Over the past decade, Dontnod Entertainment has established itself as a capable developer of solid adventure games. The French studio’s upcoming game, Twin Mirror, looks like a promising continuation of that thread, at least based on a hands-off preview shown this week.
Those expecting another adventure game in the vein of Life Is Strange both will and won’t be disappointed. The two games unmistakably share a lot of DNA. Both lean heavily on troubled main characters and choose-your-own-adventure elements. Like Life Is Strange, Twin Mirror opens with a moody indie folk track (“You Keep Coming Alive,” by Sean Rowe). Those first moments also take place on an empty road lined with nostalgic autumn leaves, a quintessential snapshot of Americana that was expertly captured throughout Life Is Strange 2.
But there are a few ways in which Twin Mirror is not at all like Dontnod’s popular emotion simulator. For starters, with Twin Mirror, the developers are clearly gunning for realism. This game—or at least what was shown off this week—is visually stunning. Rather than the unique cartoonishness of Life Is Strange, Twin Mirror’s environmental design looks like a living, breathing photograph of rural America.
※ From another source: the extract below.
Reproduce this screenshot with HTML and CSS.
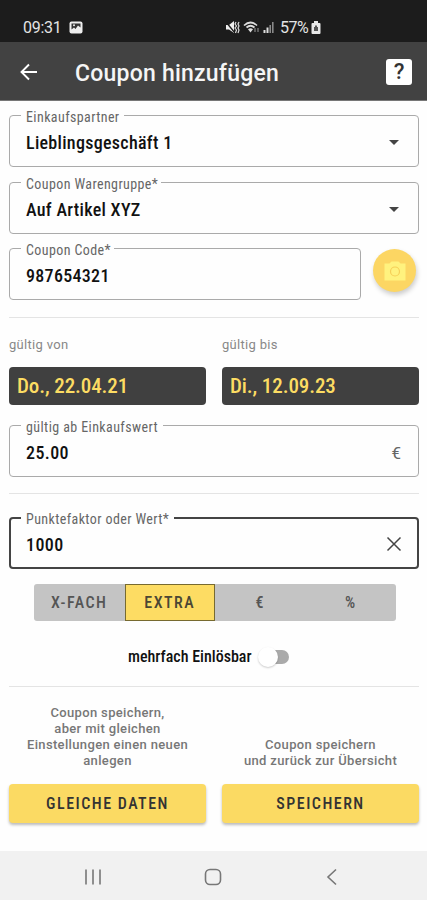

There’s also—again, at least in this week’s preview, which was 20 minutes of footage narrated by someone from Dontnod—a notable lack of supernatural game mechanics. Both Life Is Strange games went all in on inhuman powers (time manipulation in the first one, telekinesis in the sequel). You’ll find nothing of the sort in Twin Mirror. “The story itself, the logic of what’s happening, the motivation of the characters, all of this is rooted in reality,” Florian Desforges, Twin Mirror’s game director, told The Verge in an interview last month.
Twin Mirror’s main character, Sam Higgs, is a former investigative reporter of the hard-boiled variety, the type who says lines like, “Time to kill before the funeral and nowhere I wanna kill it.” Sam has returned to his hometown, the fictional Basswood, West Virginia, to attend the funeral of his recently deceased best friend, Nick. In case you don’t understand that this is a rundown American mining town, there’s a bar literally named The Coal Miner’s Haven. The vending machine outside flickers on and off. Unplucked weeds poke out of cracks in the curb.
Sam’s gimmick is that he has a razor-sharp memory and analytic skills. These present obvious benefits for a career in investigative journalism. How they manifest in gameplay is less clear. In the part of the game I viewed, Sam entered his “mind palace” after visiting a personally meaningful location. There, he relived past memories—meeting his girlfriend, then getting dumped by his girlfriend—with word-for-word accuracy. Think back on a powerful, years-old memory of your own. You might be able to recall what happened and how it made you feel. But can you remember every word? That should give you an idea of how Sam’s brain works.
The mind palace itself is full of typical sci-fi visual motifs: triangular shapes, fragmented bits of reality, blurry vision, distorted voices. Beyond the fact that it exists and is a part of the game, Dontnod didn’t show much of the mind palace. It all looks supernatural, but I got the sense it’s more of a (very pretty) game mechanic than a superpower. It’s fun to explore memories in a physical space rather than in a menu, and I’m curious to see more of how it functions in the full game.
Sam is constantly accompanied by a man named The Double. He’s probably a figment of Sam’s imagination; Sam is the only person who can see or interact with him. Plus, they look and sound like identical twins. The Double serves as a devil’s advocate, popping up at crucial moments to offer up alternative courses of action. For instance, at the end of the demo, Sam meets up with Nick’s daughter, who asks him to investigate her dad’s death. On the one hand, he has a peerless analytical mind and looking into mysteries is kind of his jam. On the other, as The Double points out, it’s not fair to promise action to a bereaved teenager if there’s any possibility that, actually, nothing can be done.
The rest of the gameplay appears much like Life Is Strange fare: walking around, interacting with stuff, making decisions about story beats while The Double offers his input. As Dontnod explained in the video, every choice you make, no matter how small or large, has some degree of consequence. Dontnod says sometimes that might result in something as small as a tweaked line of dialogue. Other times, your decisions “change everything.” Like many games with such mechanics, there are no “right or wrong answers.”
After 20 minutes, I was intrigued yet confused. Many of the elements that are so appealing about Life Is Strange are present here, but the apparent lack of supernatural elements, at least in what I saw, disappointed me a little. A physically manifested mind palace? An otherworldly identical twin only visible to one person? Sure sounds supernatural to me.
Twin Mirror comes out later this year for PS4, Xbox One, and PC.